[BEGIN ENTRIES PROVIDED]
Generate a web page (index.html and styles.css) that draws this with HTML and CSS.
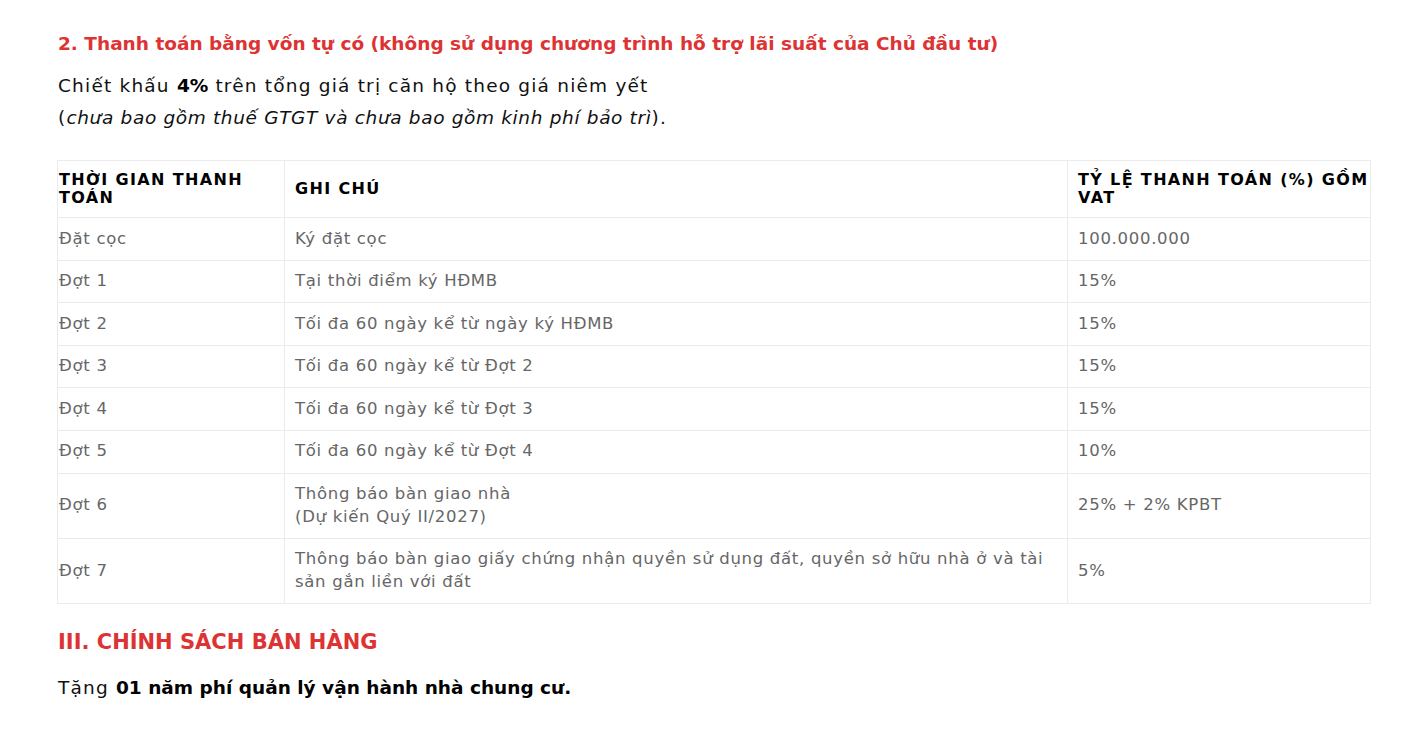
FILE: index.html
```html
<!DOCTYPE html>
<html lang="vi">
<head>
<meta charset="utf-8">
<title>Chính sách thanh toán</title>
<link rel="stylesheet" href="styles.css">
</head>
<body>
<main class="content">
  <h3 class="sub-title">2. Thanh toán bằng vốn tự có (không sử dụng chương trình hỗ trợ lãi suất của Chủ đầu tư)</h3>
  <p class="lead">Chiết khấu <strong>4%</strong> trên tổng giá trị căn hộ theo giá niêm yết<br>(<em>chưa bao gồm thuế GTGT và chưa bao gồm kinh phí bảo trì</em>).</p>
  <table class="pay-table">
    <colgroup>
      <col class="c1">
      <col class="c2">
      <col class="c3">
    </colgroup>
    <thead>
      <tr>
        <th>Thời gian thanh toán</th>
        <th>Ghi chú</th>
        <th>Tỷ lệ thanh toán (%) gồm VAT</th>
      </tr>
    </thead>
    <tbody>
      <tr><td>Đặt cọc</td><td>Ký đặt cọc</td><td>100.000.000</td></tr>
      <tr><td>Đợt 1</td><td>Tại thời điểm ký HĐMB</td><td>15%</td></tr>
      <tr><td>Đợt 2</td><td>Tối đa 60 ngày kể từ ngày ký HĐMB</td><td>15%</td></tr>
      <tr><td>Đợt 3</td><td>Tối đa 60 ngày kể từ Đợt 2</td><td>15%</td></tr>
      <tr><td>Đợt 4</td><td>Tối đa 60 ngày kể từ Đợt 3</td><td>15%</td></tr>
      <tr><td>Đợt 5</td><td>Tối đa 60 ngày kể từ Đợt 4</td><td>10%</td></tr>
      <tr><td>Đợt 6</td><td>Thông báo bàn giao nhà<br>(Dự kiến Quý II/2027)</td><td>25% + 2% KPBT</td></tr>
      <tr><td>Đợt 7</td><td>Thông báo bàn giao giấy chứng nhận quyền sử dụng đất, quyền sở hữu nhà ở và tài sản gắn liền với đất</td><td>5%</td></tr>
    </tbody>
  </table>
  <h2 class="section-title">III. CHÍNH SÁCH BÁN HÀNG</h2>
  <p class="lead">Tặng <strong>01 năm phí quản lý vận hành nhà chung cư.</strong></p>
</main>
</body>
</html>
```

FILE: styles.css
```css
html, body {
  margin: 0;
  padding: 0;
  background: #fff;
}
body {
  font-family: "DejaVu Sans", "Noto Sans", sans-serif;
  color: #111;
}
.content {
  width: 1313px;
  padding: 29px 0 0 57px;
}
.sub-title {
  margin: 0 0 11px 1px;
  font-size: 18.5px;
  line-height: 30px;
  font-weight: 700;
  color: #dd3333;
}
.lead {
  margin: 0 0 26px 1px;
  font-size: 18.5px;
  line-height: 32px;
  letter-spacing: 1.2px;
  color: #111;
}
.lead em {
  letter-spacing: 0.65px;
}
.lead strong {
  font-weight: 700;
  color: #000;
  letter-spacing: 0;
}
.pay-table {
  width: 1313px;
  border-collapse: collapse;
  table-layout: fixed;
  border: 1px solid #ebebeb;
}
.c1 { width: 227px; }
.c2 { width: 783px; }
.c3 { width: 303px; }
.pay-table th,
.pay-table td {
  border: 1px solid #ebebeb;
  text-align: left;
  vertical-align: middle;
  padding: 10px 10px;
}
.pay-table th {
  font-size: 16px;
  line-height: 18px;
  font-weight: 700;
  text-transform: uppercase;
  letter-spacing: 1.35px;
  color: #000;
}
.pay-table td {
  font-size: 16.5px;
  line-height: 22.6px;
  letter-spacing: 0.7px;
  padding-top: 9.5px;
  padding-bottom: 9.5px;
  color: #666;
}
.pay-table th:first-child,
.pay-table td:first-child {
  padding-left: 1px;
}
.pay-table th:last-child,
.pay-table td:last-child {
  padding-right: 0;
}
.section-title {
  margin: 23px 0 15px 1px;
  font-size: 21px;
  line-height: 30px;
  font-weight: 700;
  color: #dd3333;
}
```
[END ENTRIES PROVIDED]
[BEGIN ENTRIES PROVIDED]
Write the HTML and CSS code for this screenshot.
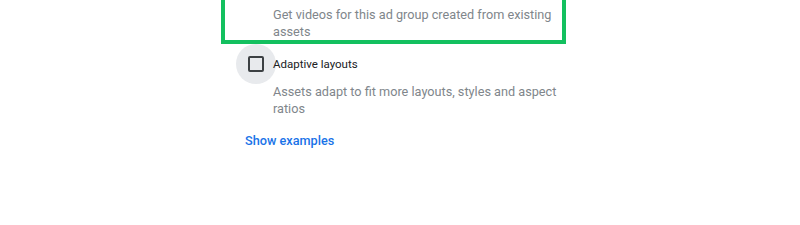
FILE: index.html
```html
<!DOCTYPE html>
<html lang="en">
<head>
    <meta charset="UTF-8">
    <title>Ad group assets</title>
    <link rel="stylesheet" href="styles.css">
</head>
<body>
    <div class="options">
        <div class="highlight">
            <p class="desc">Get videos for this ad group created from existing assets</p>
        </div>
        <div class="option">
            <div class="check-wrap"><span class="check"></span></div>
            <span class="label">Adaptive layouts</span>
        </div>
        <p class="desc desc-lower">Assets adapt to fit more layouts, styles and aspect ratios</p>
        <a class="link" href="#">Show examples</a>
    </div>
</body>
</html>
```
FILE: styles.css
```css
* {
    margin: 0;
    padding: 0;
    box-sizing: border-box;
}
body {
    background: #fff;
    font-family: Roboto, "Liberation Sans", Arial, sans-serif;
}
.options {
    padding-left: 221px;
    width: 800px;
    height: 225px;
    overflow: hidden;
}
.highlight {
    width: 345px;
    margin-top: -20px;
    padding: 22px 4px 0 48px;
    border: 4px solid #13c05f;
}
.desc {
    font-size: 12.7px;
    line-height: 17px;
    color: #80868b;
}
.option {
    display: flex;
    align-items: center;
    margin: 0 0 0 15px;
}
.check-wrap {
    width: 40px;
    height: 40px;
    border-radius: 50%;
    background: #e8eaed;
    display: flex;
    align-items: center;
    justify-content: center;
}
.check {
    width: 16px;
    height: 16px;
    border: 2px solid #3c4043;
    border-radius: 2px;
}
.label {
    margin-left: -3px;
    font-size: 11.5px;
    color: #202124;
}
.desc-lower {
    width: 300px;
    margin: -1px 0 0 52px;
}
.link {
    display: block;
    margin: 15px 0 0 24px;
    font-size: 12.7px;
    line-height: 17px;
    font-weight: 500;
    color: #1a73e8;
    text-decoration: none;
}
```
[END ENTRIES PROVIDED]
[BEGIN ENTRIES PROVIDED]
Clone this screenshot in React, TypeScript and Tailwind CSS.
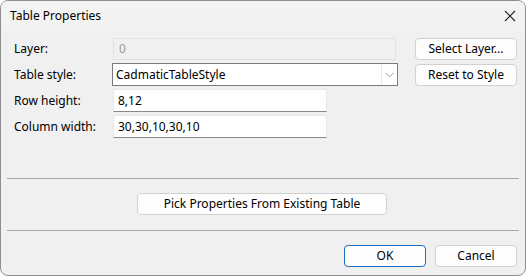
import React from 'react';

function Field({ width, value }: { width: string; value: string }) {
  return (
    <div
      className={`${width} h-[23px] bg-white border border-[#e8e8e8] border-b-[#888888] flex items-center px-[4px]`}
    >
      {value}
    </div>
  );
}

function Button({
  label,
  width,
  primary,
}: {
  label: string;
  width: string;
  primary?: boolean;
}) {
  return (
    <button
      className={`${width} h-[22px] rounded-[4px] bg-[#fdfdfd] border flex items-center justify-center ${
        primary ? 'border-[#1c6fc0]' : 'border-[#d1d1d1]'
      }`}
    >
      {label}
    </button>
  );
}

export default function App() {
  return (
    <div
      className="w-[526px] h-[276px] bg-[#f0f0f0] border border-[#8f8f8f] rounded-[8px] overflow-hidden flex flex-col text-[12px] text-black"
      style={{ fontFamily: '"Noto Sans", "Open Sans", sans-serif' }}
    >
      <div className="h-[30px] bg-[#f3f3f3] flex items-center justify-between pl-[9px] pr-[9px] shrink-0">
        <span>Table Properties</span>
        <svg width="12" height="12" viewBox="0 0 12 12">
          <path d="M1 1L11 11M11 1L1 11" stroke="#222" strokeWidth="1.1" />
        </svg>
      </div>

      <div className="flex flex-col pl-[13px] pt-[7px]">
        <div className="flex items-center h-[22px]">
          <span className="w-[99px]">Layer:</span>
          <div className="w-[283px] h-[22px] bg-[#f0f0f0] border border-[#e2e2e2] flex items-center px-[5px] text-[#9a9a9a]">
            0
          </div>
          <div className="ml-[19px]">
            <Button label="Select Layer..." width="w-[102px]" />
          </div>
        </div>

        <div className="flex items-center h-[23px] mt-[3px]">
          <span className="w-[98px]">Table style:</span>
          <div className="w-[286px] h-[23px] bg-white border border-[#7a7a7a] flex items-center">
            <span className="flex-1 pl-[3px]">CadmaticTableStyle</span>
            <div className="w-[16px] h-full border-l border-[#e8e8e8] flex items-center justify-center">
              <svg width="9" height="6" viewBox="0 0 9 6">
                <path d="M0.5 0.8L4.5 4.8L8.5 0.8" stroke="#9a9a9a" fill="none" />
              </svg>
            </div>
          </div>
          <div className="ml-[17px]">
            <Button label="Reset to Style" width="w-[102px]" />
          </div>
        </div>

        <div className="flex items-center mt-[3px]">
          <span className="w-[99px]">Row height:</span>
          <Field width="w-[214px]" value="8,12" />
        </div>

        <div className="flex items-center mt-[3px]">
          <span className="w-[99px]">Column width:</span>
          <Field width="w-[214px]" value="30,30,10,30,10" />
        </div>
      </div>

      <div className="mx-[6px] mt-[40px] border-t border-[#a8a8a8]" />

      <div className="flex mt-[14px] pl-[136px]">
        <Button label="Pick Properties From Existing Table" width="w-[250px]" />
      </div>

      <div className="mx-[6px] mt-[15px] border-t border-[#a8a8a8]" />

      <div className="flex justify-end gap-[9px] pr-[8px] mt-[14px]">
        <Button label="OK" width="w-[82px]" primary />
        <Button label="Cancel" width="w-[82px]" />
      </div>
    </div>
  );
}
[END ENTRIES PROVIDED]
Exactly the lines starting at the line containing "Clone this screenshot" and ending at the line containing "import React from 'react';" should be transcribed, both included; omit the pictures.

Clone this screenshot in React, TypeScript and Tailwind CSS.
import React from 'react';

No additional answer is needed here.